Example: Leveraging FireEye
Leveraging an inline tool such as FireEye is shown in the following diagram.
Note that some (all?) security tools may well be happier if you send them both packets and replies, i.e., both sides of a session conversation.
With an NPB device like a Gigamon, that may require a smidge of configuration. I see that as just one more configuration factor to consider, one that is easily forgotten.
One Possible Pain Point
Security and network teams don’t always talk to each other as much as they might. Hey, we’re all overly busy, and there’s no time, plus that other team is a bit weird, or rude, or hostile, … or not.
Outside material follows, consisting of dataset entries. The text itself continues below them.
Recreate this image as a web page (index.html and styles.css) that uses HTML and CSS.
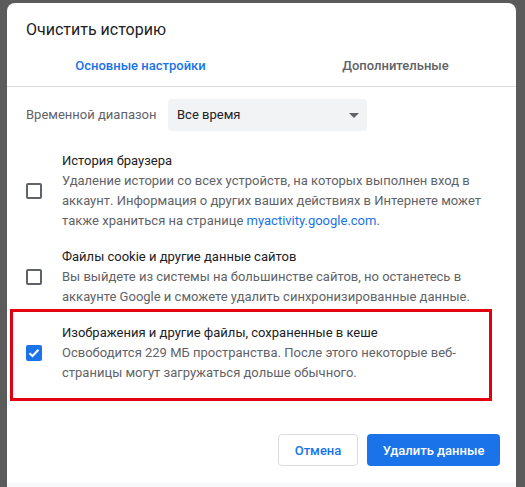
FILE: index.html
```html
<!DOCTYPE html>
<html lang="ru">
<head>
    <meta charset="UTF-8">
    <meta name="viewport" content="width=device-width, initial-scale=1.0">
    <title>Очистить историю</title>
    <link rel="stylesheet" href="styles.css">
</head>
<body>

    <div class="dialog">
        <h1 class="dialog-title">Очистить историю</h1>

        <div class="tabs">
            <a href="#" class="tab active">Основные настройки</a>
            <a href="#" class="tab">Дополнительные</a>
        </div>

        <div class="content">
            <div class="range-row">
                <span class="range-label">Временной диапазон</span>
                <div class="select">
                    <span>Все время</span>
                    <span class="arrow"></span>
                </div>
            </div>

            <div class="item">
                <span class="checkbox"></span>
                <div class="item-text">
                    <div class="item-title">История браузера</div>
                    <div class="item-desc">Удаление истории со всех устройств, на которых выполнен вход в аккаунт. Информация о других ваших действиях в Интернете может также храниться на странице <a href="#">myactivity.google.com</a>.</div>
                </div>
            </div>

            <div class="item">
                <span class="checkbox"></span>
                <div class="item-text">
                    <div class="item-title">Файлы cookie и другие данные сайтов</div>
                    <div class="item-desc">Вы выйдете из системы на большинстве сайтов, но останетесь в аккаунте Google и сможете удалить синхронизированные данные.</div>
                </div>
            </div>

            <div class="item highlight">
                <span class="checkbox checked">
                    <svg width="12" height="10" viewBox="0 0 12 10"><path d="M1.5 5.2 L4.5 8 L10.5 1.8" fill="none" stroke="#fff" stroke-width="2"/></svg>
                </span>
                <div class="item-text">
                    <div class="item-title">Изображения и другие файлы, сохраненные в кеше</div>
                    <div class="item-desc">Освободится 229 МБ пространства. После этого некоторые веб-страницы могут загружаться дольше обычного.</div>
                </div>
            </div>
        </div>

        <div class="buttons">
            <button class="btn cancel">Отмена</button>
            <button class="btn primary">Удалить данные</button>
        </div>

        <div class="footer"></div>
    </div>

</body>
</html>
```

FILE: styles.css
```css
body {
    margin: 0;
    padding: 3px 0 0 7px;
    height: 484px;
    overflow: hidden;
    background: #5b5b5b;
    font-family: Roboto, "Liberation Sans", Arial, sans-serif;
}
.dialog {
    width: 509px;
    height: 484px;
    background: white;
    border-radius: 8px 8px 0 0;
    overflow: hidden;
    display: flex;
    flex-direction: column;
}
.dialog-title {
    margin: 17px 0 6px 19px;
    font-size: 16px;
    font-weight: 400;
    line-height: 20px;
    color: #202124;
}
.tabs {
    display: grid;
    grid-template-columns: 255px 1fr;
    padding-left: 6px;
    border-bottom: 1px solid #dadce0;
}
.tab {
    height: 40px;
    line-height: 40px;
    text-align: center;
    font-size: 13px;
    font-weight: 500;
    color: #5f6368;
    text-decoration: none;
}
.tab + .tab {
    padding-left: 7px;
}
.tab.active {
    color: #1a73e8;
}
.content {
    padding: 12px 24px 0 19px;
    font-size: 13px;
    line-height: 20px;
}
.range-row {
    display: flex;
    align-items: center;
}
.range-label {
    width: 142px;
    color: #5f6368;
}
.select {
    width: 199px;
    height: 32px;
    box-sizing: border-box;
    padding: 0 8px 0 9px;
    background: #f1f3f4;
    border-radius: 4px;
    display: flex;
    align-items: center;
    justify-content: space-between;
    color: #202124;
}
.arrow {
    width: 0;
    height: 0;
    border-left: 5px solid transparent;
    border-right: 5px solid transparent;
    border-top: 5px solid #5f6368;
}
.item {
    position: relative;
    display: flex;
    align-items: center;
    margin-top: 16px;
}
.range-row + .item {
    margin-top: 20px;
}
.checkbox {
    flex: none;
    width: 16px;
    height: 16px;
    box-sizing: border-box;
    border: 2px solid #5f6368;
    border-radius: 2px;
    margin-right: 20px;
    display: flex;
    align-items: center;
    justify-content: center;
}
.checkbox.checked {
    background: #1a73e8;
    border-color: #1a73e8;
}
.item-title {
    color: #202124;
}
.item-desc {
    color: #5f6368;
}
.item-desc a {
    color: #1a73e8;
    text-decoration: none;
}
.highlight::after {
    content: "";
    position: absolute;
    top: -14px;
    bottom: -18px;
    left: -16px;
    right: 0;
    border: 3px solid #e3000f;
}
.buttons {
    display: flex;
    justify-content: flex-end;
    gap: 9px;
    padding: 0 16px;
    margin-top: 51px;
}
.btn {
    height: 32px;
    padding: 0 12px;
    border-radius: 4px;
    font-family: inherit;
    font-size: 13px;
    font-weight: 500;
    white-space: nowrap;
    cursor: pointer;
}
.cancel {
    width: 80px;
    background: white;
    color: #1a73e8;
    border: 1px solid #dadce0;
}
.primary {
    width: 133px;
    background: #1a73e8;
    color: white;
    border: none;
}
.footer {
    margin-top: 16px;
    flex: 1;
    background: #f8f9fa;
}
```
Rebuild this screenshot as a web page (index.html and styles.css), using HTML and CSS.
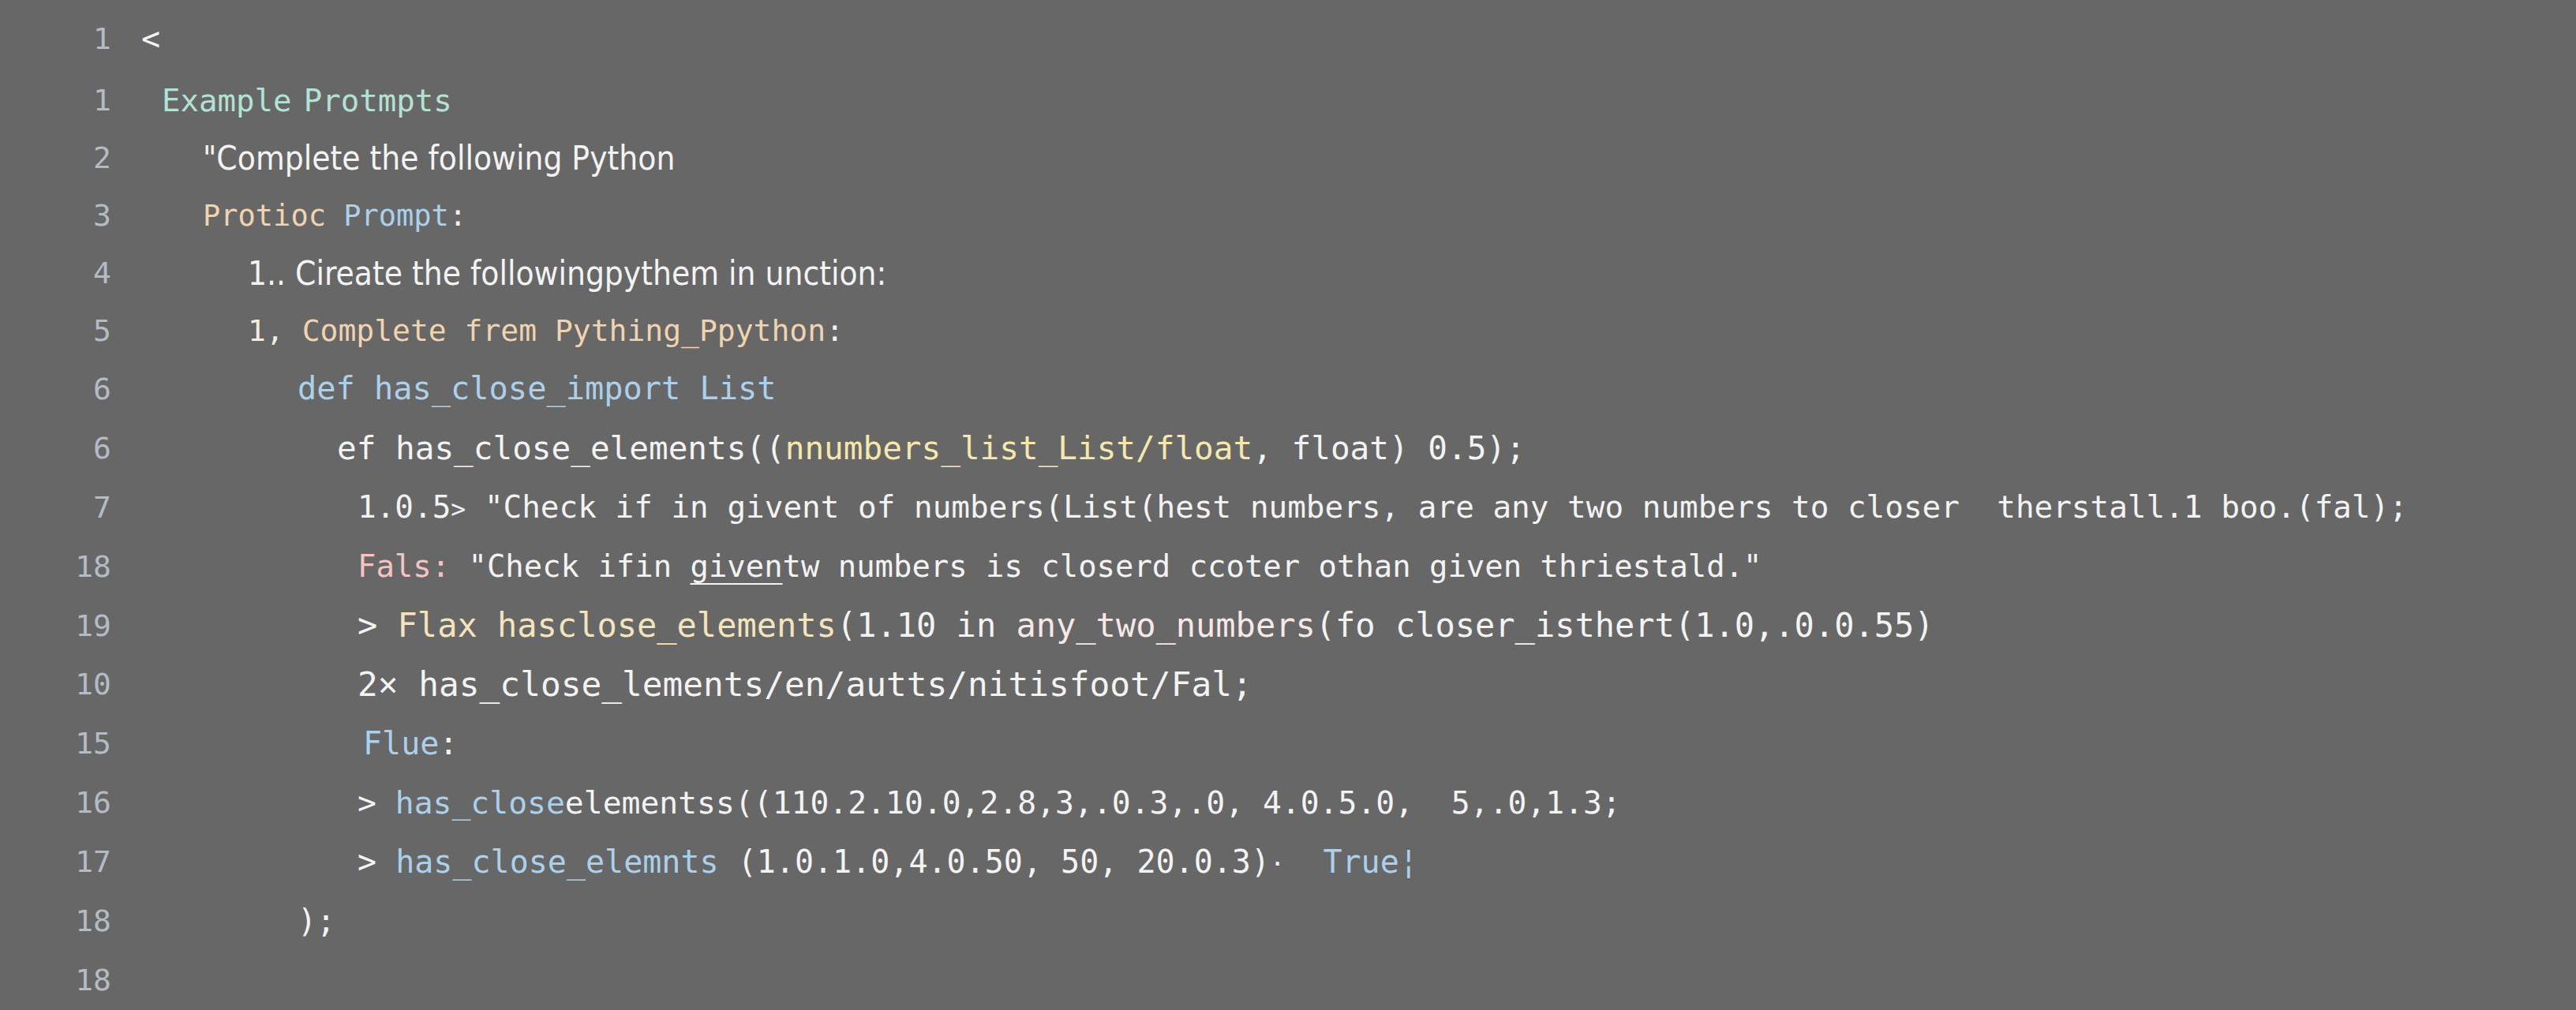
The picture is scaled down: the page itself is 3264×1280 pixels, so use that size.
FILE: index.html
```html
<!DOCTYPE html>
<html lang="en">
<head>
<meta charset="utf-8">
<title>Example Prompts</title>
<link rel="stylesheet" href="styles.css">
</head>
<body>
<main class="editor">
  <div class="row first"><span class="ln">1</span><span class="code in-a f40">&lt;</span></div>
  <div class="row short"><span class="ln">1</span><span class="code in-b f39 mint">Example<span class="tight"> </span>Protmpts</span></div>
  <div class="row short"><span class="ln">2</span><span class="code in-c prose f42">"Complete the following Python</span></div>
  <div class="row short"><span class="ln">3</span><span class="code in-c f37"><span class="peach">Protioc</span> <span class="blue">Prompt</span>:</span></div>
  <div class="row short"><span class="ln">4</span><span class="code in-d prose f42">1.. Cireate the followingpythem in unction:</span></div>
  <div class="row short"><span class="ln">5</span><span class="code in-d f38"><span class="pale">1,</span> <span class="peach">Complete frem Pything_Ppython</span>:</span></div>
  <div class="row"><span class="ln">6</span><span class="code in-e f40-3 blue">def has_close_import List</span></div>
  <div class="row"><span class="ln">6</span><span class="code in-f f41">ef has_close_elements((<span class="yellow">nnumbers_list_List/float</span>, float) 0.5);</span></div>
  <div class="row"><span class="ln">7</span><span class="code in-g f39-3">1.0.5<span class="small">&gt;</span> "Check if in givent of numbers(List(hest numbers, are any two numbers to closer&nbsp; therstall.1 boo.(fal);</span></div>
  <div class="row"><span class="ln">18</span><span class="code in-g f38-9"><span class="pink">Fals:</span> "Check ifin <span class="under">given</span>tw numbers is closerd ccoter othan given thriestald."</span></div>
  <div class="row"><span class="ln">19</span><span class="code in-g f42">&gt; <span class="cream">Flax hasclose_elements</span>(1.10 in <span class="rose">any_two_numbers</span>(fo closer_isthert(1.0,.0.0.55)</span></div>
  <div class="row"><span class="ln">10</span><span class="code in-g f42-8">2× has_close_lements/en/autts/nitisfoot/Fal;</span></div>
  <div class="row"><span class="ln">15</span><span class="code in-h f40 blue">Flue<span class="white">:</span></span></div>
  <div class="row"><span class="ln">16</span><span class="code in-g f39-7">&gt; <span class="blue">has_close</span>elementss((110.2.10.0,2.8,3,.0.3,.0, 4.0.5.0,&nbsp; 5,.0,1.3;</span></div>
  <div class="row"><span class="ln">17</span><span class="code in-g f40">&gt; <span class="blue">has_close_elemnts</span> (1.0.1.0,4.0.50, 50, 20.0.3)<span class="small">·</span>&nbsp; <span class="blue">True¦</span></span></div>
  <div class="row"><span class="ln">18</span><span class="code in-e f40">);</span></div>
  <div class="row"><span class="ln">18</span><span class="code"></span></div>
</main>
</body>
</html>
```
FILE: styles.css
```css
html, body {
  margin: 0;
  padding: 0;
  background: #676767;
}

body {
  width: 3264px;
  height: 1280px;
  overflow: hidden;
  color: #f3f3f3;
  font-family: "DejaVu Sans Mono", "Liberation Mono", monospace;
}

.editor {
  display: flex;
  flex-direction: column;
  padding-top: 12px;
}

.row {
  display: flex;
  align-items: center;
  height: 74.9px;
  white-space: pre;
}

.row.first {
  height: 74px;
  margin-bottom: 4.5px;
}

.row.short {
  height: 73px;
}

.ln {
  flex: none;
  width: 141px;
  text-align: right;
  font-size: 38px;
  color: #b3bcc5;
}

.code {
  flex: none;
  font-size: 40px;
}

.prose {
  font-family: "DejaVu Sans Condensed", "DejaVu Sans", sans-serif;
  font-stretch: semi-condensed;
}

.tight {
  letter-spacing: -8px;
}

/* indentation levels */
.in-a { padding-left: 38px; }
.in-b { padding-left: 64px; }
.in-c { padding-left: 116px; }
.in-d { padding-left: 173px; }
.in-e { padding-left: 236px; }
.in-f { padding-left: 286px; }
.in-g { padding-left: 312px; }
.in-h { padding-left: 319px; }

/* sizes */
.f37 { font-size: 37px; }
.f38 { font-size: 38px; }
.f38-9 { font-size: 38.9px; }
.f39 { font-size: 39px; }
.f39-3 { font-size: 39.3px; }
.f39-7 { font-size: 39.7px; }
.f40 { font-size: 40px; }
.f40-3 { font-size: 40.3px; }
.f41 { font-size: 41px; }
.f42 { font-size: 42px; }
.f42-8 { font-size: 42.8px; }

/* colours */
.mint { color: #b3e2d4; }
.peach { color: #f0d3b0; }
.blue { color: #acd0ea; }
.yellow { color: #f6e7ae; }
.cream { color: #f4e4bd; }
.pink { color: #f6c3c3; }
.rose { color: #f7e8e8; }
.pale { color: #f3ecdf; }
.white { color: #f3f3f3; }

.small { font-size: 0.8em; }

.under {
  text-decoration: underline;
  text-decoration-thickness: 2px;
  text-underline-offset: 8px;
}
```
Friction happens.
Note that the economics of higher-speed links in the datacenter has worked very well so that depending on how you connect a device, the optical or “twinax” connection costs for 10, 25, 100, and 400 Gbps may not be all that different – the cost does not scale linearly! You’ll still be paying for the higher speed ports in the router or switch or other device, but that too has become fairly cost-effective.
For “process switching” devices, like some firewall / IPS and other security functions, the same economics may not apply.
So be sure to communicate plans, especially about budgeted devices and capacity, “speeds and feeds.” Well in advance, too!
For example, if you put a 10 Gbps MITM device in between devices that can do N x 40 Gbps, you’ve created a bottleneck and also will have to be rather careful not to overload the MITM device.
Said differently, with MITM and security devices in general, care has to be taken with planning and budgets to keep the planned link speeds in synch with the networking/datacenter team’s plans.
I found two fairly readable descriptions of how the “SSL Magic” works:
I’m sure there are more out there. The diagrams in these two were what I wanted for review/reference purposes.
Topics of note in these references (outside the intended scope of this blog):
- Security use cases
- What NOT to decrypt (privacy), and setting priorities
- Alternative ways to decrypt selected traffic
Decrypting SSL on multiple devices may be “plumb silly.” Instead, consider centralizing the SSL decryption MITM function on a Network Packet Broker.